The editors of the official journal of the American Statistical Association have put a spike in the heart of a monster of their own creation. The monster is the test of statistical significance, a measure of the quality of a sample of evidence, and a magical line that accepts results when p<.05 and rejects evidence when p>.05. Let us all toast its demise. You can read their editorial here. To emphasize the importance of their rejection of this damaging standard, they published 43 supporting articles, and shared the entire issue of their journal freely to the public.

This bad practice is a monster that has haunted statistical interpretation for 100 years. It has terrified scholars who would only submit their papers for publication with the monster at their side. And it has led to errors in judgment about the effectiveness of drugs (i.e., Vioxx), the wisdom of unemployment policies, and the effect of smaller class sizes on elementary school students.

Why does this matter to those of you leading schools and districts? It means that the last 100 years of education research has been filled with studies that have trumpeted big successes but whose evidence may neither affirm nor negate the treatment under study. Because the degree of effect and its importance have often been pushed to the side by formal regard for statistical significance, this means diligent practitioners need to reexamine any research you’re counting on.

I checked one journal, the American Education Research Journal, published by the prestigious AERA, to see how many articles their editors published since 2010 that relied upon p-values in any way. The answer: 402 articles out of 452 articles published.

Here’s what will change in the statistical profession. Research that gets published in the journal of ASA (The American Statistician) will no longer get attention solely because of the formal, statistical soundness of its evidence.
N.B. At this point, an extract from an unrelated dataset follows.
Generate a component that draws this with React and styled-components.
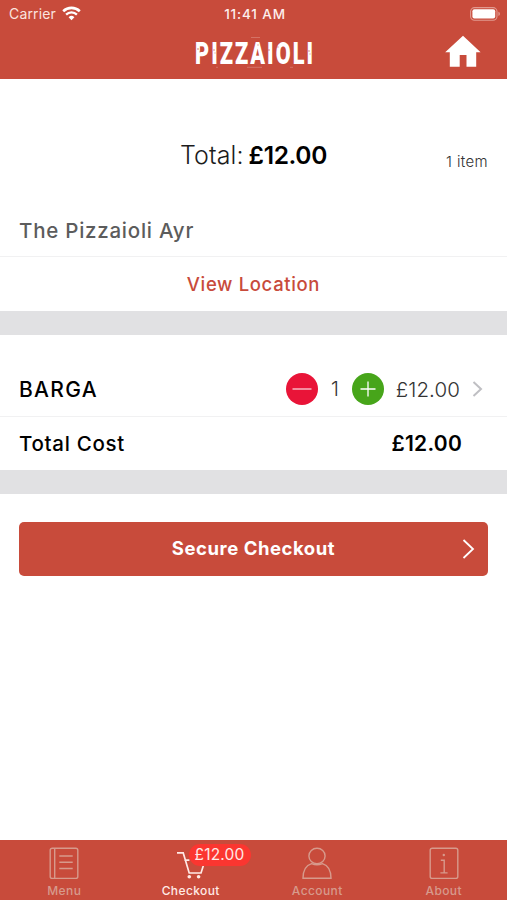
import React, { useState } from 'react';
import styled, { createGlobalStyle } from 'styled-components';

const GlobalStyle = createGlobalStyle`
  * {
    box-sizing: border-box;
  }

  body {
    margin: 0;
    background-color: #ffffff;
    color: #000000;
    font-family: Inter, 'Liberation Sans', sans-serif;
  }

  button {
    font-family: inherit;
    border: none;
    padding: 0;
    cursor: pointer;
  }
`;

//Styles
const Screen = styled.div`
  display: flex;
  flex-direction: column;
  width: 507px;
  height: 900px;
  overflow: hidden;
`;

const Header = styled.header`
  height: 79px;
  background-color: #c84b3b;
  color: #ffffff;
`;

const StatusBar = styled.div`
  display: grid;
  grid-template-columns: 1fr auto 1fr;
  align-items: center;
  height: 27px;
  padding: 0 6px 0 9px;
`;

const Carrier = styled.div`
  display: flex;
  align-items: center;
  gap: 6px;
  color: #fbe3df;
  font-size: 14px;
  letter-spacing: 0.15px;
`;

const Clock = styled.div`
  color: #fdeeec;
  font-size: 13.5px;
  font-weight: 500;
  letter-spacing: 0.85px;
`;

const Battery = styled.svg`
  justify-self: end;
`;

const NavBar = styled.div`
  display: grid;
  grid-template-columns: 1fr auto 1fr;
  height: 52px;
  padding: 4px 26px 0 26px;
`;

const LogoSvg = styled.svg`
  overflow: visible;
`;

const LogoText = styled.text`
  font-family: Roboto, sans-serif;
  font-size: 32px;
  font-weight: 900;
  letter-spacing: 3px;
`;

const HomeButton = styled.button`
  justify-self: end;
  align-self: start;
  height: 34px;
  margin-top: 4px;
  background: transparent;
`;

const Text = styled.span`
  font-size: ${props => props.$size || 20}px;
  font-weight: ${props => props.$weight || 400};
  letter-spacing: ${props => props.$spacing || 0}px;
  color: ${props => props.$color || '#000000'};
  line-height: 1.2;
  white-space: nowrap;
`;

const Summary = styled.section`
  display: grid;
  grid-template-columns: 1fr auto 1fr;
  align-items: center;
  height: 125px;
  padding: 28px 19px 0;
`;

const SummaryTotal = styled.div`
  grid-column: 2;
  display: flex;
  align-items: baseline;
  gap: 5px;
`;

const ItemCount = styled.div`
  justify-self: end;
  padding-top: 10px;
`;

const Row = styled.div`
  display: flex;
  align-items: center;
  justify-content: ${props => (props.$center ? 'center' : 'space-between')};
  height: ${props => props.$height}px;
  padding: ${props => props.$padding || '0 19px'};
  border-bottom: ${props => (props.$divider ? '1px solid #f1f1f2' : 'none')};
`;

const Band = styled.div`
  height: 24px;
  background-color: #e1e1e3;
`;

const LinkButton = styled.button`
  background: transparent;
`;

const ItemName = styled.div`
  padding-top: 2px;
`;

const ItemControls = styled.div`
  display: flex;
  align-items: center;
`;

const RoundButton = styled.button`
  display: flex;
  width: 32px;
  height: 32px;
  border-radius: 50%;
  background-color: ${props => props.$color};
`;

const Quantity = styled.div`
  display: flex;
  justify-content: center;
  width: 34px;
`;

const ItemPrice = styled.div`
  display: flex;
  justify-content: flex-end;
  width: 76px;
  margin-right: 12px;
  padding-top: 2px;
`;

const CheckoutButton = styled.button`
  display: grid;
  grid-template-columns: 1fr auto 1fr;
  align-items: center;
  height: 54px;
  margin: 27.5px 19px 0;
  padding: 0 13px;
  border-radius: 5px;
  background-color: #c84b3b;

  > :first-child {
    grid-column: 2;
  }

  > :last-child {
    justify-self: end;
  }
`;

const TabBar = styled.nav`
  display: grid;
  grid-template-columns: repeat(4, 1fr);
  height: 60px;
  margin-top: auto;
  padding-left: 1px;
  background-color: #c84b3b;
`;

const Tab = styled.button`
  position: relative;
  display: flex;
  flex-direction: column;
  align-items: center;
  padding-top: 7px;
  background: transparent;
  color: ${props => (props.$active ? '#ffeae6' : '#d79a8c')};
`;

const TabLabel = styled.span`
  margin-top: 3px;
  font-size: 12px;
  font-weight: 500;
  line-height: 15px;
  letter-spacing: 0.4px;
`;

const Badge = styled.span`
  position: absolute;
  top: 4px;
  left: 61px;
  height: 22px;
  padding: 0 6px;
  border-radius: 11px;
  background-color: #fb3630;
  color: #ffe9e6;
  font-size: 15.5px;
  line-height: 22px;
  letter-spacing: 0.2px;
`;
//styles end

const WifiIcon = () => (
  <svg width="19" height="15" viewBox="0 0 19 15" fill="none">
    <path d="M1.2 5.2a12 12 0 0 1 16.6 0" stroke="#fff" strokeWidth="2.6" />
    <path d="M4.1 8.6a7.7 7.7 0 0 1 10.8 0" stroke="#fff" strokeWidth="2.3" />
    <path d="M6.6 11.2a4.2 4.2 0 0 1 5.8 0L9.5 14.2z" fill="#fff" />
  </svg>
);

const BatteryIcon = () => (
  <Battery width="31" height="14" viewBox="0 0 31 14" fill="none">
    <rect x="0.6" y="0.6" width="26.4" height="12.6" rx="4" stroke="#e19a90" strokeWidth="1.1" />
    <rect x="2.4" y="2.3" width="22.8" height="9.2" rx="2" fill="#fff" />
    <path d="M28.4 4.8c2 .6 2 3.6 0 4.2z" fill="#e19a90" />
  </Battery>
);

const Logo = () => (
  <LogoSvg width="126" height="46" viewBox="-2 -4 126 46">
    <LogoText x="2" y="29" textLength="120" lengthAdjust="spacingAndGlyphs" fill="#fff">
      PIZZAIOLI
    </LogoText>
    {/* worn print specks */}
    <g fill="#c84b3b" opacity="0.45">
      <circle cx="5" cy="14" r="1" />
      <circle cx="7" cy="17" r="0.8" />
      <circle cx="21" cy="15" r="0.9" />
      <circle cx="22" cy="18" r="0.7" />
      <circle cx="60" cy="9" r="0.8" />
      <circle cx="65" cy="10" r="0.8" />
      <circle cx="76" cy="15" r="0.9" />
      <circle cx="85" cy="12" r="0.8" />
      <circle cx="116" cy="16" r="0.9" />
      <circle cx="117" cy="19" r="0.7" />
    </g>
    <g stroke="#e8aaa2" strokeWidth="0.6" opacity="0.7">
      <path d="M58 2.5h9M54 32.3h15M23 32.3h2M97 32.3h3" />
    </g>
  </LogoSvg>
);

const HomeIcon = () => (
  <svg width="36" height="34" viewBox="0 0 36 34">
    <path d="M18 0.7 35.6 17.3H31.2V31.7H21.5V20H14.7V31.7H4.8V17.3H.2z" fill="#fff" />
  </svg>
);

const SignIcon = ({ plus }) => (
  <svg width="32" height="32" viewBox="0 0 32 32" stroke="#fff" strokeWidth="1.3">
    {plus ? <path d="M8.5 16h15M16 8.5v15" /> : <path d="M6.5 16h19" opacity="0.8" />}
  </svg>
);

const MenuIcon = () => (
  <svg width="32" height="33" viewBox="0 0 32 33" fill="none" stroke="currentColor" strokeWidth="1.4">
    <rect x="2.2" y="1.2" width="27.6" height="30.2" rx="2" />
    <path d="M6.7 1.2v30.2M11.3 9h13.4M11.3 15.3h13.4M11.3 21.5h13.4" />
  </svg>
);

const CartIcon = () => (
  <svg width="32" height="33" viewBox="0 0 32 33" fill="none" stroke="currentColor" strokeWidth="1.7">
    <path d="M2 5.8h6.2l6 20.2H26l3.2-10M9.4 13.2h5" />
    <circle cx="14.3" cy="29.8" r="1.8" fill="currentColor" stroke="none" />
    <circle cx="23.6" cy="29.8" r="1.8" fill="currentColor" stroke="none" />
  </svg>
);

const AccountIcon = () => (
  <svg width="32" height="33" viewBox="0 0 32 33" fill="none" stroke="currentColor" strokeWidth="1.4">
    <ellipse cx="16" cy="9" rx="8.1" ry="7.7" />
    <path d="M2 31.3c0-8.4 3-13 8.6-14.7 3.4 1.5 7.4 1.5 10.8 0 5.6 1.7 8.6 6.3 8.6 14.7z" />
  </svg>
);

const AboutIcon = () => (
  <svg width="32" height="33" viewBox="0 0 32 33" fill="none" stroke="currentColor" strokeWidth="1.4">
    <rect x="2.2" y="1.2" width="27.6" height="30.2" rx="2" />
    <path d="M12.8 13.3h3.4v12.4M12.4 25.9h7.2" />
    <circle cx="15.8" cy="8" r="1.2" fill="currentColor" stroke="none" />
  </svg>
);

const tabs = [
  { name: 'Menu', Icon: MenuIcon },
  { name: 'Checkout', Icon: CartIcon },
  { name: 'Account', Icon: AccountIcon },
  { name: 'About', Icon: AboutIcon }
];

const App = () => {
  const [quantity, setQuantity] = useState(1);
  const [tab, setTab] = useState('Checkout');

  const total = `£${(quantity * 12).toFixed(2)}`;

  return (
    <Screen>
      <GlobalStyle />
      <Header>
        <StatusBar>
          <Carrier>
            Carrier
            <WifiIcon />
          </Carrier>
          <Clock>11:41 AM</Clock>
          <BatteryIcon />
        </StatusBar>
        <NavBar>
          <span />
          <Logo />
          <HomeButton aria-label="Home">
            <HomeIcon />
          </HomeButton>
        </NavBar>
      </Header>

      <Summary>
        <SummaryTotal>
          <Text $size={25} $weight={300} $spacing={0.1} $color="#1c1c1c">Total:</Text>
          <Text $size={24.5} $weight={600} $spacing={-0.35}>{total}</Text>
        </SummaryTotal>
        <ItemCount>
          <Text $size={15} $weight={300} $spacing={0.35} $color="#333333">
            {quantity} {quantity === 1 ? 'item' : 'items'}
          </Text>
        </ItemCount>
      </Summary>

      <Row $height={53} $padding="2px 19px 0" $divider>
        <Text $size={20.5} $weight={500} $spacing={0.75} $color="#5c5c5c">The Pizzaioli Ayr</Text>
      </Row>
      <Row $height={54} $padding="1px 19px 0" $center>
        <LinkButton>
          <Text $size={18.5} $weight={500} $spacing={0.65} $color="#c84b3b">View Location</Text>
        </LinkButton>
      </Row>
      <Band />

      <Row $height={82} $padding="27px 24px 0 19px" $divider>
        <ItemName>
          <Text $size={21} $weight={500} $spacing={1.3}>BARGA</Text>
        </ItemName>
        <ItemControls>
          <RoundButton
            $color="#e91438"
            aria-label="Remove one"
            onClick={() => setQuantity(Math.max(0, quantity - 1))}
          >
            <SignIcon />
          </RoundButton>
          <Quantity>
            <Text $weight={300} $color="#333333">{quantity}</Text>
          </Quantity>
          <RoundButton
            $color="#47a51a"
            aria-label="Add one"
            onClick={() => setQuantity(quantity + 1)}
          >
            <SignIcon plus />
          </RoundButton>
          <ItemPrice>
            <Text $size={20.5} $weight={300} $spacing={0.1} $color="#333333">{total}</Text>
          </ItemPrice>
          <svg width="11" height="18" viewBox="0 0 11 18" fill="none" stroke="#bfbfc3" strokeWidth="2">
            <path d="M1.5 2 9 9l-7.5 7" />
          </svg>
        </ItemControls>
      </Row>
      <Row $height={53} $padding="1px 45px 0 19px">
        <Text $size={20.5} $weight={500} $spacing={0.7}>Total Cost</Text>
        <Text $size={21} $weight={600} $spacing={0.25}>{total}</Text>
      </Row>
      <Band />

      <CheckoutButton>
        <Text $size={18.5} $weight={700} $spacing={0.55} $color="#ffffff">Secure Checkout</Text>
        <svg width="13" height="20" viewBox="0 0 13 20" fill="none" stroke="#fff" strokeWidth="1.8">
          <path d="M1.5 1 11 10l-9.5 9" />
        </svg>
      </CheckoutButton>

      <TabBar>
        {tabs.map(({ name, Icon }) => (
          <Tab key={name} $active={tab === name} onClick={() => setTab(name)}>
            <Icon />
            <TabLabel>{name}</TabLabel>
            {name === 'Checkout' && <Badge>{total}</Badge>}
          </Tab>
        ))}
      </TabBar>
    </Screen>
  );
};

export default App;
Published research will have to meet more practical tests: how relevant is the study; how generalizable are its findings; how big an effect does a treatment have.

“In particular, the use and misuse of P values is, arguably, the most widely perpetrated misdeed of statistical inference across all of science.” – John P. A. Ioannidis, Depts. Of Medicine, Health Research and Policy, Biomedical Data Science and Statistics, Stanford University, “What Have We Not Learnt from Millions of Scientific Papers with P Values?”

This “aha!” moment has been a long time coming. Back in 1996, two critics of the field’s prevailing wisdom, Stephen Ziliak (then a grad student) and Deirdre McCloskey (his dissertation advisor), co-authored a paper, “The Standard Error of Regressions,” which was published in the Journal of Economic Literature. The paper is one of the most frequently cited in their field. They followed this up in 2007 with a book, The Cult of Statistical Significance. The book garnered a great deal of attention, and stimulated much debate. However, those who favored the broad critique of Ziliak and McCloskey far outnumbered those who defended the old order.

So now, 23 years after Ziliak and McCloskey’s article, professional statisticians have the guidelines from their association that the old rules will no longer be used to judge articles they submit for publication; or be used to determine the meaning of their research findings. In fact, these editors have told their members to stop using statistical significance altogether.

Let’s welcome this advance, even if it has been too long in coming. Consider this to be a “buyer beware” alert to all of us who depend upon education research. Next time you sit down to consider improvements, and someone brings research to the table to justify their recommendation, put on your skeptic’s hat, and start asking questions.